Kentucky Attorney General Daniel Cameron said in September that he never presented murder charges against the officers to the grand jury. Cameron said he believed wanton endangerment was the only charge that could be proven beyond a reasonable doubt.
Palmer said it felt like a "punch to the gut" when she learned that the officers would not be indicted for killing her daughter.
"I remember not being able to catch my breath and I couldn't stop crying," Palmer said. "I remember being so angry."
Civil rights activists are lobbying for the federal government to outlaw qualified immunity - a legal doctrine that critics say shields law enforcement from accountability.
Last week, the House passed the George Floyd Justice in Policing Act, which seeks to establish a national registry of police misconduct, bans no-knock warrants and chokeholds, and eliminates qualified immunity.
NAACP president Derrick Johnson is calling on the Senate to pass the bill, saying there are too many protections that "allow police to operate above the law."
"Hopefully a standard can be advanced that will allow for transparency and accountability for those who were involved in the killing of Breonna Taylor," Johnson said. "It is an unfortunate day that the shooting through the walls of a neighbor was brought more punishment than the taking of a life."
Taylor's death, and the failure to indict the officers, spotlighted the rallying cry for justice for Black women who have died at the hands of police. Last summer, Taylor's name and face was emblazoned on magazine covers, memes and protest signs as advocates and celebrities worked to ensure that her case didn't lose momentum.
Kimberle Crenshaw, the executive director of the African American Policy Forum and founder of the #SayHerName campaign, has worked to highlight the cases of Black women who have been killed by police in their homes.

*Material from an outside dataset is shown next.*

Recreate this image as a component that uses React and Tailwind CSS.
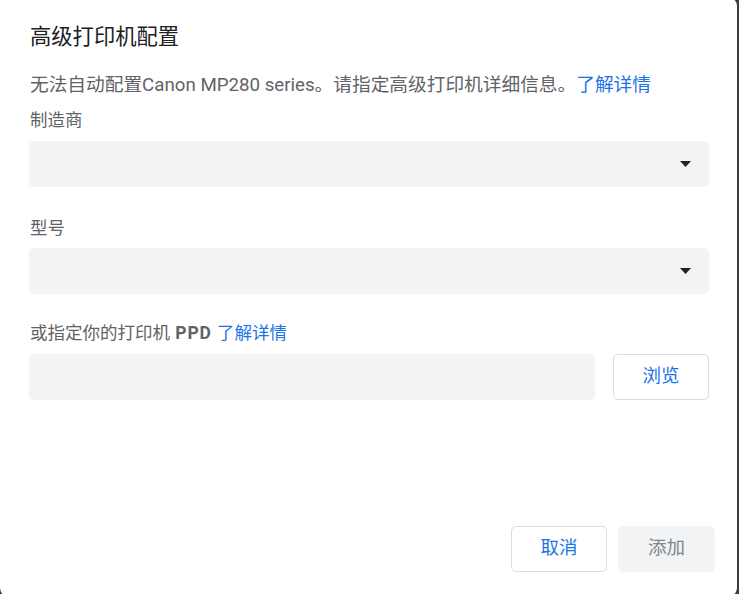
import React from "react";

const FONT = { fontFamily: 'Roboto, "Noto Sans CJK SC", "Noto Sans", sans-serif' };

function Caret() {
  return (
    <svg width="11" height="6" viewBox="0 0 11 6" className="shrink-0">
      <path d="M0 0h11L5.5 6z" fill="#202124" />
    </svg>
  );
}

function SelectBox() {
  return (
    <div className="flex h-[46px] items-center justify-end rounded-[5px] bg-[#f1f3f4] pr-[18px]">
      <Caret />
    </div>
  );
}

function Label({ children, className = "" }) {
  return (
    <div className={`h-[24px] text-[17.5px] leading-[24px] text-[#5f6368] ${className}`}>
      {children}
    </div>
  );
}

export default function App() {
  return (
    <div className="h-[594px] w-[739px] overflow-hidden bg-[#3c3c3c]" style={FONT}>
      <div className="flex h-[600px] w-[737px] -translate-y-[3px] flex-col rounded-[9px] rounded-tl-[4px] bg-white pt-[26px] pl-[29px] pr-[28px]">
        <h1 className="h-[28px] pl-[1px] text-[21.3px] leading-[28px] text-[#202124]">高级打印机配置</h1>

        <p className="mt-[21px] h-[26px] pl-[1px] text-[18.7px] leading-[26px] text-[#5f6368]">
          无法自动配置Canon MP280 series。请指定高级打印机详细信息。
          <span className="text-[#1a73e8]">了解详情</span>
        </p>

        <Label className="mt-[10px] pl-[1px]">制造商</Label>
        <div className="mt-[9px]">
          <SelectBox />
        </div>

        <Label className="mt-[29px] pl-[1px]">型号</Label>
        <div className="mt-[8px]">
          <SelectBox />
        </div>

        <Label className="mt-[27px] pl-[1px]">
          或指定你的打印机 <span className="mx-[1px] font-bold tracking-[0.8px]">PPD</span>{" "}
          <span className="text-[#1a73e8]">了解详情</span>
        </Label>
        <div className="mt-[9px] flex gap-[18px]">
          <div className="h-[46px] flex-1 rounded-[5px] bg-[#f1f3f4]" />
          <button className="h-[46px] w-[96px] rounded-[5px] border border-[#dadce0] bg-white text-[18.5px] text-[#1a73e8]">
            浏览
          </button>
        </div>

        <div className="mt-[126px] -mr-[6px] flex justify-end gap-[11px]">
          <button className="h-[46px] w-[96px] rounded-[5px] border border-[#dadce0] bg-white text-[18.5px] text-[#1a73e8]">
            取消
          </button>
          <button className="h-[46px] w-[97px] rounded-[5px] bg-[#f1f3f4] text-[18.5px] text-[#80868b]">
            添加
          </button>
        </div>
      </div>
    </div>
  );
}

"We're still in a period of time where we have to make people see that Black women are also the subject of anti-Black police violence," Crenshaw told CNN after the grand jury announced its decision in September. "It's one of the most consistent aspects of our experience across history."
"Historically Black women have never been able to receive justice the way Black men or White folks have," she said.
In Louisville, protests have died down since last summer and fall. But activists say their fight for justice and equality continues.
Herron said Breonna's Law and the police reforms in the family settlement were "low hanging fruit" in their calls for police to be held accountable for brutality against Black people.
None of the policy changes ensure accountability for police and they fall short of addressing overpolicing of Black neighborhoods, Herron said.
Herron described Louisville as a racially divided community where Black neighborhoods are neglected and marked by abandoned buildings and limited access to jobs, health care and schools.
She said Louisville's police department should cut its budget and invest more money into creating opportunities for Black residents.
"Basic necessities have been taken out of our community," Herron said. "The cry for justice is not just police being held accountable but saying Black people's voices matter."
Helm said Taylor's death has only deepened the Louisville community's distrust in their police department.
However, Helm said it motivated residents to be more politically engaged and pressure elected officials to act on the disparities and systemic racism against Black people.
"We are really dealing with a system that for centuries has maintained power over Black and brown bodies," Helm said. "There is a lot more that needs to happen. And it's really petty to think we would just be satisfied with pieces of justice."